Find the string "with" in the listing and report every line that has it.

- Exercise inputs:
********************

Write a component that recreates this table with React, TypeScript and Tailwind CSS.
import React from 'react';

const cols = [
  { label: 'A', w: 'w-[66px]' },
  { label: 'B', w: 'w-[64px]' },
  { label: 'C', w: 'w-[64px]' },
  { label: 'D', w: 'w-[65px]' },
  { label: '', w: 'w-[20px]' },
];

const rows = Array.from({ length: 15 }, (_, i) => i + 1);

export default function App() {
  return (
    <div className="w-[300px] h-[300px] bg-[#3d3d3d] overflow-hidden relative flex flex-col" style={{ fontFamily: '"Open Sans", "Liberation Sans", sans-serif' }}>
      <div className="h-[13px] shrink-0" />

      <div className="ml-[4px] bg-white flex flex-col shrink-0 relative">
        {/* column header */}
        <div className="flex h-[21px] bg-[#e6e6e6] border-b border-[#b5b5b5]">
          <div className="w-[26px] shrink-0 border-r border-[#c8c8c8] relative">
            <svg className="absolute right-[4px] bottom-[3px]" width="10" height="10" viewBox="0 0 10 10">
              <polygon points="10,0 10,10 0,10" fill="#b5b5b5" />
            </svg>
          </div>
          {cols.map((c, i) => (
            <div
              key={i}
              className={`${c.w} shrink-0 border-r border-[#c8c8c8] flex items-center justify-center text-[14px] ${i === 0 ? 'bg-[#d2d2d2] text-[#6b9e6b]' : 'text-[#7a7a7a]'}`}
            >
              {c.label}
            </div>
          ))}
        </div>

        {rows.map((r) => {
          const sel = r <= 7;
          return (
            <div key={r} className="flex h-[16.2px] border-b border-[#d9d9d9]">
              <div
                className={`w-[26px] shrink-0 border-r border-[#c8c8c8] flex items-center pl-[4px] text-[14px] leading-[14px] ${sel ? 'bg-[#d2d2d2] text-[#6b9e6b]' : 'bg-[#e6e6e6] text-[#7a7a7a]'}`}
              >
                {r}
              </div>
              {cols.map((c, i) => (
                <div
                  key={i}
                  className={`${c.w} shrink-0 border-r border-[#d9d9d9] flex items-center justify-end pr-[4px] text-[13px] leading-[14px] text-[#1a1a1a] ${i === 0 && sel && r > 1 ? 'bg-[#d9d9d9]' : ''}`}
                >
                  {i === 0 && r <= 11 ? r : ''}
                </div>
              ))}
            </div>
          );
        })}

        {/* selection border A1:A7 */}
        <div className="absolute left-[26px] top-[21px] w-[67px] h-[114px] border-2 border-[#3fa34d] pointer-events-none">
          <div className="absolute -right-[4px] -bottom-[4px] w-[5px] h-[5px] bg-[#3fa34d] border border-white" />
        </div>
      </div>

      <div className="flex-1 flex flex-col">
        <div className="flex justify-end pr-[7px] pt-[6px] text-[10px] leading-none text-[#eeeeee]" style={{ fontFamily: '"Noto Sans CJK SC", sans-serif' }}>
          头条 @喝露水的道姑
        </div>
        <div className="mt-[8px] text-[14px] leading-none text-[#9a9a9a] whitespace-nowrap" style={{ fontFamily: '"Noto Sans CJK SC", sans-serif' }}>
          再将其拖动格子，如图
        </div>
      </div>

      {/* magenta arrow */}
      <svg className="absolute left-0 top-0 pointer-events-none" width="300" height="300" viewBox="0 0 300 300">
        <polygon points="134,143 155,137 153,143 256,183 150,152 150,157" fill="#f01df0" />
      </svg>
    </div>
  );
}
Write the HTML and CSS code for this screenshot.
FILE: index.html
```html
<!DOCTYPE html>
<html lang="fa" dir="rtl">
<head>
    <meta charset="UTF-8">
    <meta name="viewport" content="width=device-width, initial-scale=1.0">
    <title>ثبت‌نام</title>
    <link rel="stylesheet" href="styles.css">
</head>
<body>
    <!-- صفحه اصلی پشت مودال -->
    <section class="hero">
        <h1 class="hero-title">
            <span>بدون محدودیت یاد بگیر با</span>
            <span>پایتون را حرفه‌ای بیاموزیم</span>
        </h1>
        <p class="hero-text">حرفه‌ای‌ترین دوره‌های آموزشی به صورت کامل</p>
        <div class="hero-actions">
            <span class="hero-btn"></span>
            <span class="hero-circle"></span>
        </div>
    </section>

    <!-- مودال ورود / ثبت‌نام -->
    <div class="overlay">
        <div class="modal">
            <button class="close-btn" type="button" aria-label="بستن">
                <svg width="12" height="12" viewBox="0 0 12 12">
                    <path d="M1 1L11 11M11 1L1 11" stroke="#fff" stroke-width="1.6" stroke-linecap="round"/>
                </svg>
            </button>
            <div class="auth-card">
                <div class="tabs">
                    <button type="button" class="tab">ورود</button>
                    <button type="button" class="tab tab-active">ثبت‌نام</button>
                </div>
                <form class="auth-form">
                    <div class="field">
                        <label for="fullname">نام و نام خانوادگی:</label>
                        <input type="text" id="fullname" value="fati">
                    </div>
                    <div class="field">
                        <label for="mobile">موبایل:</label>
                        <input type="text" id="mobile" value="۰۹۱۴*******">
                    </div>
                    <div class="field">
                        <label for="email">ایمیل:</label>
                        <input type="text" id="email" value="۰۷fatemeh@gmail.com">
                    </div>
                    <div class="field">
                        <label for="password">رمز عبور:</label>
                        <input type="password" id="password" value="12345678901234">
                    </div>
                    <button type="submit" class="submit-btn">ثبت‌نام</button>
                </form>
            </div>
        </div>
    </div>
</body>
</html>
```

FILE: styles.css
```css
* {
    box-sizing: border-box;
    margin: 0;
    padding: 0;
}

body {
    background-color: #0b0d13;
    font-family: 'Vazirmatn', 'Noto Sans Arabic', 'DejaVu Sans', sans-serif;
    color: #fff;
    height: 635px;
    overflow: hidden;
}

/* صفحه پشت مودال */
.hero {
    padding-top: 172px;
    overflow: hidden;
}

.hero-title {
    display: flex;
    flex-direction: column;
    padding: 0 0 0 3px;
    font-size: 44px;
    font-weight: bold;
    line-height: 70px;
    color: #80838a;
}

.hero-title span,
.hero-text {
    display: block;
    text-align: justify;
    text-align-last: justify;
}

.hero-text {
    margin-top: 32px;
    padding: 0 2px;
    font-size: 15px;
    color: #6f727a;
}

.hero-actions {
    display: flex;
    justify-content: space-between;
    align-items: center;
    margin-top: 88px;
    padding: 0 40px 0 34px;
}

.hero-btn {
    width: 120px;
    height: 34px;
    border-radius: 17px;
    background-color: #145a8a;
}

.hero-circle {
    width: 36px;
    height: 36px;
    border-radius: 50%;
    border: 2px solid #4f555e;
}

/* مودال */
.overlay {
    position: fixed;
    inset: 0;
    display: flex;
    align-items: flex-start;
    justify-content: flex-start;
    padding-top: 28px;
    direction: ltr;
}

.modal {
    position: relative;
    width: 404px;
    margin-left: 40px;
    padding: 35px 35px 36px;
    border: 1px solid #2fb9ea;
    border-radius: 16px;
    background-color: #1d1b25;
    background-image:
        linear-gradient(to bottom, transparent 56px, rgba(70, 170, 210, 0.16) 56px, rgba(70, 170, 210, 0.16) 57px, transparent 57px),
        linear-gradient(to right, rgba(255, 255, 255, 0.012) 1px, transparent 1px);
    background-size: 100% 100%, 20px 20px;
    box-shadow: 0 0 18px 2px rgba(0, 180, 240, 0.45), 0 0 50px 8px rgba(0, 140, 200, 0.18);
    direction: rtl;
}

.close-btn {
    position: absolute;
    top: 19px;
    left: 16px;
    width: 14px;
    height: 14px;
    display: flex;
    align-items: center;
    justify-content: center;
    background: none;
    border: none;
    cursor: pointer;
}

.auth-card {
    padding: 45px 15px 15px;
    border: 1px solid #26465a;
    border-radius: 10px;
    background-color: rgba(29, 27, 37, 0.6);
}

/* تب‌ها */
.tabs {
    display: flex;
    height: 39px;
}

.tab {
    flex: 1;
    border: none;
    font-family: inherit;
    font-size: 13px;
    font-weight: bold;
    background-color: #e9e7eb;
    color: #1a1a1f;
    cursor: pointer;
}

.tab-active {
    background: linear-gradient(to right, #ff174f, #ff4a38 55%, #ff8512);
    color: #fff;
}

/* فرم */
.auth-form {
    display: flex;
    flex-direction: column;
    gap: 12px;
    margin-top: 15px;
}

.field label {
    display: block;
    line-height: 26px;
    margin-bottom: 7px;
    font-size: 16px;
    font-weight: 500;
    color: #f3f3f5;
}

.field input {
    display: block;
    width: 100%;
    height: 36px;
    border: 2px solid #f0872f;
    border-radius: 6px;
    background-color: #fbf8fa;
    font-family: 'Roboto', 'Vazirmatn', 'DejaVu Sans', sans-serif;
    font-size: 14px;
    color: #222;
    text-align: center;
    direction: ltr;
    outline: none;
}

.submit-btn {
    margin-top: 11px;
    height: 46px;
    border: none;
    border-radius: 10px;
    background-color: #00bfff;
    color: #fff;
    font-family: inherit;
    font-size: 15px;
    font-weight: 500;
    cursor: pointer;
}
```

********************

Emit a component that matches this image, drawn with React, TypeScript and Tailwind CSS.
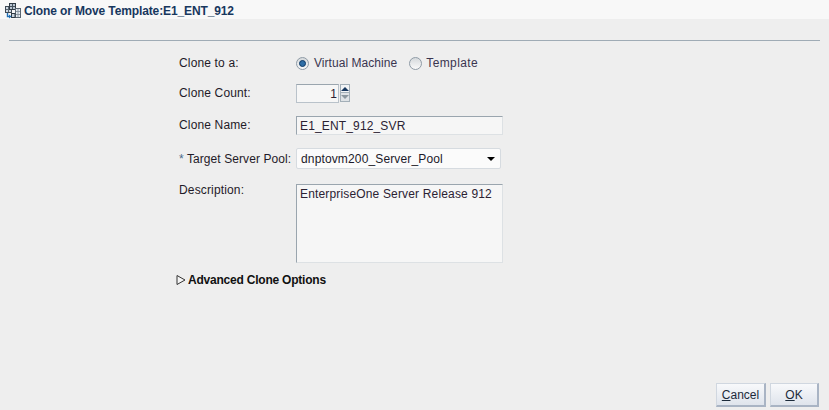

********************

- Result of the exercise:
Write a component that recreates this table with React, TypeScript and Tailwind CSS.
Emit a component that matches this image, drawn with React, TypeScript and Tailwind CSS.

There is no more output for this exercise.